The central bank is due to publish a new survey Sept. 10 and its own updated economic forecasts Sept. 15. The bank said in May that the economy may shrink as much as 0.5 percent this year or grow by 0.5 percent. In July, the bank’s economists said in a report to policy makers that the economy was slowing faster than they had expected.

Copper Prices

The economy may be beginning to expand after President Michelle Bachelet earmarked more than $4 billion for tax breaks and subsidies. Chile is also benefiting from the increase in the price of copper, which doubled from the beginning of the year to $2.85 per pound on demand from China.

Government programs alone may have cut 1.5 percentage points from the unemployment rate, Finance Minister Andres Velasco said Sept. 4.

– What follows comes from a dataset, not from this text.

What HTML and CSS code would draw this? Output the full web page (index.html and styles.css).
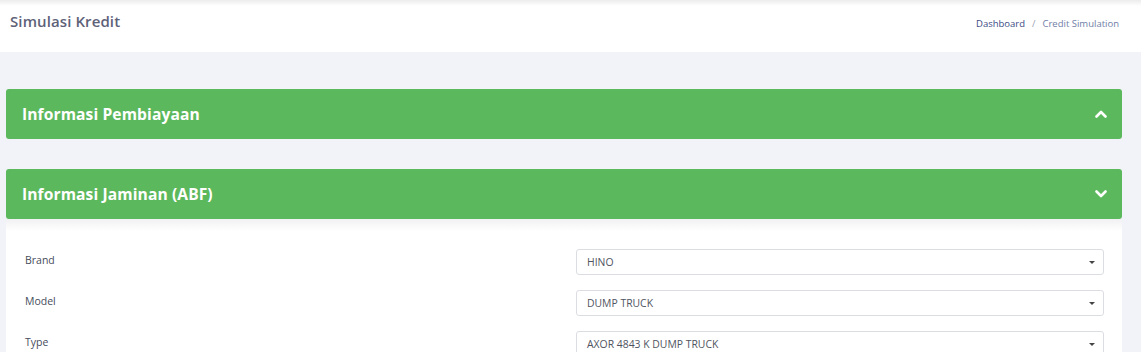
FILE: index.html
```html
<!DOCTYPE html>
<html lang="id">
<head>
<meta charset="utf-8">
<title>Simulasi Kredit</title>
<link rel="stylesheet" href="styles.css">
</head>
<body>
<header class="subheader">
  <h3 class="page-title">Simulasi Kredit</h3>
  <nav class="breadcrumb">
    <a class="crumb-link" href="#">Dashboard</a>
    <span class="crumb-sep">/</span>
    <span class="crumb-current">Credit Simulation</span>
  </nav>
</header>
<main class="content">
  <section class="panel">
    <div class="panel-head">
      <span class="panel-title">Informasi Pembiayaan</span>
      <svg class="chevron" width="12" height="8" viewBox="0 0 12 8"><path d="M1.5 6.5 L6 2 L10.5 6.5" fill="none" stroke="#fff" stroke-width="2.6" stroke-linecap="round" stroke-linejoin="round"/></svg>
    </div>
  </section>
  <section class="panel">
    <div class="panel-head">
      <span class="panel-title">Informasi Jaminan (ABF)</span>
      <svg class="chevron" width="12" height="8" viewBox="0 0 12 8"><path d="M1.5 1.5 L6 6 L10.5 1.5" fill="none" stroke="#fff" stroke-width="2.6" stroke-linecap="round" stroke-linejoin="round"/></svg>
    </div>
    <div class="panel-body">
      <div class="form-row">
        <label class="form-label">Brand</label>
        <div class="select"><span>HINO</span><i class="caret"></i></div>
      </div>
      <div class="form-row">
        <label class="form-label">Model</label>
        <div class="select"><span>DUMP TRUCK</span><i class="caret"></i></div>
      </div>
      <div class="form-row">
        <label class="form-label">Type</label>
        <div class="select"><span>AXOR 4843 K DUMP TRUCK</span><i class="caret"></i></div>
      </div>
    </div>
  </section>
</main>
</body>
</html>
```
FILE: styles.css
```css
* { box-sizing: border-box; }
html, body { margin: 0; padding: 0; }
body {
  background: #f2f3f8;
  font-family: "Open Sans", "Liberation Sans", sans-serif;
  overflow: hidden;
}
.subheader {
  height: 52px;
  background: linear-gradient(#ececec 0, #ffffff 6px);
  display: flex;
  align-items: flex-start;
  justify-content: space-between;
  padding: 11px 22px 0 10px;
}
.page-title {
  margin: 0;
  font-size: 15px;
  font-weight: 600;
  color: #5e6278;
  line-height: 20px;
  letter-spacing: 0.1px;
}
.breadcrumb {
  display: flex;
  align-items: center;
  gap: 6px;
  font-size: 9.5px;
  line-height: 20px;
  padding-top: 3px;
}
.crumb-link { color: #3d4a84; text-decoration: none; }
.crumb-sep { color: #9aa0b8; margin: 0 1px; }
.crumb-current { color: #6f7ea6; }
.content {
  padding: 37px 19px 0 6px;
  display: flex;
  flex-direction: column;
  gap: 30px;
}
.panel { display: flex; flex-direction: column; }
.panel-head {
  height: 50px;
  background: #5cb85c;
  border-radius: 3px;
  display: flex;
  align-items: center;
  justify-content: space-between;
  padding: 0 15px 0 16px;
}
.panel-title {
  color: #ffffff;
  font-size: 15.6px;
  font-weight: 700;
  letter-spacing: 0.1px;
}
.chevron { display: block; }
.panel-body {
  background: #ffffff;
  background-image: linear-gradient(#f1f1f3 0, #ffffff 12px);
  padding: 30px 18px 0 19px;
  display: flex;
  flex-direction: column;
  gap: 15px;
}
.form-row {
  display: grid;
  grid-template-columns: 1fr 528px;
  align-items: center;
}
.form-label {
  font-size: 10.5px;
  color: #464c5c;
  padding-bottom: 4px;
}
.select {
  height: 26px;
  border: 1px solid #dcdde2;
  border-radius: 3px;
  background: #fff;
  display: flex;
  align-items: center;
  justify-content: space-between;
  padding: 0 8px 0 10px;
  font-size: 10.4px;
  color: #4f5461;
}
.caret {
  width: 0;
  height: 0;
  border-left: 3.5px solid transparent;
  border-right: 3.5px solid transparent;
  border-top: 3.5px solid #444;
}
```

The central bank’s rate cuts and government incentives for homebuyers have also helped the Chilean building industry, Velasco said. Government handouts to poorer families and unemployment insurance have boosted consumer spending, he said.

“Consumption has started to recover pretty quickly, and that has something to do with the large and opportune cuts in interest rates,” Velasco said.

Supermarket sales rose 7.2 percent in July from a year earlier and retail sales increased year-on-year for the first time in six months, the National Statistics Institute said.

The worst of the crisis has passed, Bachelet told Chileans in a nationally televised speech Sept. 1. “There are evident signs of recovery,” she said.

Chile’s currency rose 0.1 percent to 552.40 pesos per dollar as of 1:24 p.m. in New York today.